Faraz Fesharaki (b. 1986, Isfahan) is an Iranian-German filmmaker and award-winning cinematographer based in Berlin. While studying at Tehran University of Art, he made early shorts and attended workshops with Abbas Kiarostami. A graduate of the German Film and Television Academy Berlin, he shot What Do We See When We Look at the Sky? (FIPRESCI Prize, Berlinale 2021). What Did You Dream Last Night, Parajanov? is his debut feature as director.
What Did You Dream Last Night, Parajanov?
What Did You Dream Last Night, Parajanov?
What Did You Dream Last Night, Parajanov?

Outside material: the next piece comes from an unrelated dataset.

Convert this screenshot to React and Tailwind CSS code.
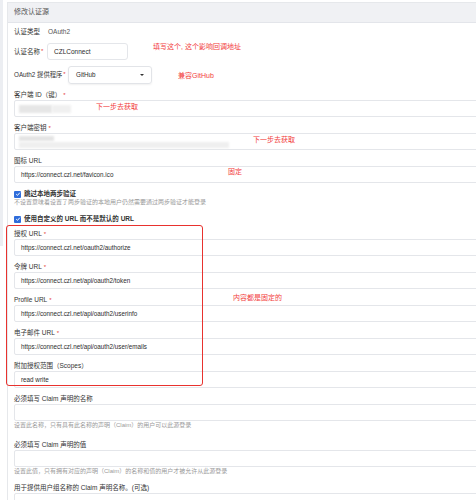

The webcam witnesses it all. Living in Berlin, the director records ten years of drifting online conversations with parents in Isfahan and a cousin in Vienna. Much remains unsaid. Text fragments and VHS images evoke longing, distance and the ache of wanting to be understood.
Faraz Fesharaki: ‘My mother wanted to know why I was recording our Skype conversations. I told her these recordings were like my diaries. [In writing,] I would never have been able to capture the essence of those moments with such detail and fidelity.
“The camera doesn’t lie,” Abbas Kiarostami used to say in his workshop. “One can trust the camera.” That’s why I recorded those moments. Now, after finishing the film, I am no longer sure I can truly “trust the camera”. Every day in the editing room, I could create a different family. At times, my father was the kindest person a child could wish for; at others, the devil on earth. Sometimes I was the most humorous son, entertaining my parents endlessly; at other moments I was absent. And my mother? She remained constant — loving, deeply empathetic, intelligent and, above all, fierce. How could a camera that does not lie allow me to leave the editing room every day with a new version of our family? That remains a mystery to me.
I never intended to make a faithful documentary about the Fesharaki family. What interested me most were the small narratives that emerge when people love each other. Perhaps through this film, viewers may glimpse a family and understand how the beloved revolution of my parents’ generation was stolen from them, and how the brutal oppression that followed ruined not only their lives but also those of their children. Yet there is one thing that keeps us all together: hope.’